Ce n’est pas un feu de paille, ce n’est plus une émeute, c’est un soulèvement, une intifada. Comment dire intifada en danois ? On a le choix entre deux mots : opstand et oprør. Le soulèvement de la jeunesse danoise et européenne provoqué par l’évacuation militaire de la Maison des jeunes (Ungdomshuset) de Nørrebro (rebaptisé par les jeunes "Nørrebronx") jeudi matin, est entré samedi dans sa troisième journée. Les deux nuits précédentes ont été très chaudes et la journée de samedi a vu une manifestation tourner à l’affrontement avec la police après que celle-ci avait tenté d’empêcher les manifestants de se diriger vers la Maison des jeunes, autour de laquelle la police a érigé un « mur de fer » (on se croirait presque en Cisjordanie…).

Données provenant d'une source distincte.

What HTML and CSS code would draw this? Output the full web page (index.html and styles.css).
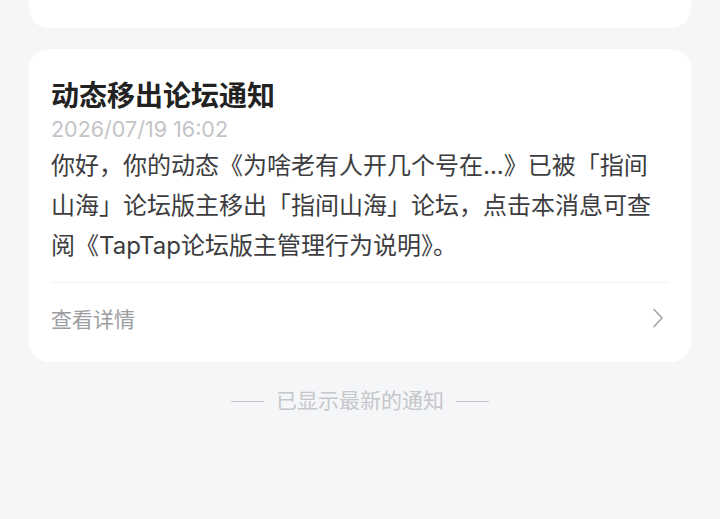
FILE: index.html
```html
<!DOCTYPE html>
<html lang="zh-CN">

<head>
    <meta charset="UTF-8">
    <meta name="viewport" content="width=device-width, initial-scale=1.0">
    <title>通知</title>
    <link rel="stylesheet" href="styles.css">
</head>

<body>
    <div class="list">
        <div class="card card-prev"></div>

        <div class="card">
            <div class="card-body">
                <div class="title">动态移出论坛通知</div>
                <div class="time">2026/07/19 16:02</div>
                <div class="content">你好，你的动态《为啥老有人开几个号在...》已被「指间山海」论坛版主移出「指间山海」论坛，点击本消息可查阅《TapTap论坛版主管理行为说明》。</div>
            </div>
            <div class="detail">
                <span>查看详情</span>
                <svg class="arrow" width="14" height="20" viewBox="0 0 14 20">
                    <polyline points="3,1.5 11,10 3,18.5" fill="none" stroke="#a2a3a8" stroke-width="1.6" stroke-linecap="round" stroke-linejoin="round"/>
                </svg>
            </div>
        </div>

        <div class="end">
            <span class="dash"></span>
            <span>已显示最新的通知</span>
            <span class="dash"></span>
        </div>
    </div>
</body>

</html>
```

FILE: styles.css
```css
body {
    margin: 0;
    background-color: #f5f6f8;
    font-family: Inter, "Noto Sans CJK SC", "Noto Sans", sans-serif;
}

.list {
    padding: 0 29px;
    display: flex;
    flex-direction: column;
}

.card {
    background-color: #fff;
    border-radius: 20px;
    margin-bottom: 21px;
}

.card-prev {
    height: 28px;
    border-radius: 0 0 20px 20px;
}

.card-body {
    padding: 29px 22px 16px;
}

.title {
    font-size: 28px;
    line-height: 36px;
    font-weight: bold;
    color: #222;
}

.time {
    font-size: 21.5px;
    line-height: 30px;
    color: #c3c4c8;
    margin-bottom: 2px;
}

.content {
    font-size: 24px;
    line-height: 40px;
    color: #3d3d3f;
}

.detail {
    margin: 0 22px;
    height: 70px;
    padding-bottom: 9px;
    border-top: 1px solid #f0f1f3;
    display: flex;
    align-items: center;
    justify-content: space-between;
    font-size: 21px;
    color: #9c9da1;
}

.arrow {
    margin-right: 4px;
}

.end {
    margin-top: 4px;
    display: flex;
    align-items: center;
    justify-content: center;
    gap: 12px;
    font-size: 21px;
    line-height: 28px;
    color: #c5c7cb;
}

.dash {
    width: 33px;
    height: 1px;
    background-color: #c5c7cb;
}
```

Le feu risque de s’étendre ailleurs en Europe du Nord : des manifestations de soutien ont eu lieu à Hambourg et Berlin et à Malmö, de l’autre côté du Sund, le détroit qui sépare le Danemark de la Suède, la police a procédé vendredi matin à une perquisition de l’ Akitvitetshus, un équivalent suédois de Ungdmoshuset, sans doute à titre préventif.
Les jeunes en colère de Copenhague sont, à la différence de ceux des banlieues françaises en novembre 2005, politisés. Preuve en est une des nombreuses actions qu’ils ont mené depuis l’évacuation d’Ungdomshuset : ils ont occupé le siège du parti social-démocrate, qui détient le pouvoir municipal dans la capitale de ce royaume du Danemark, dans lequel il y a décidément « quelque chose de pourri » (Hamlet). Il ne serait pas venu à l’esprit des émeutiers français de novembre 2005 d’occuper le siège de l’UMP…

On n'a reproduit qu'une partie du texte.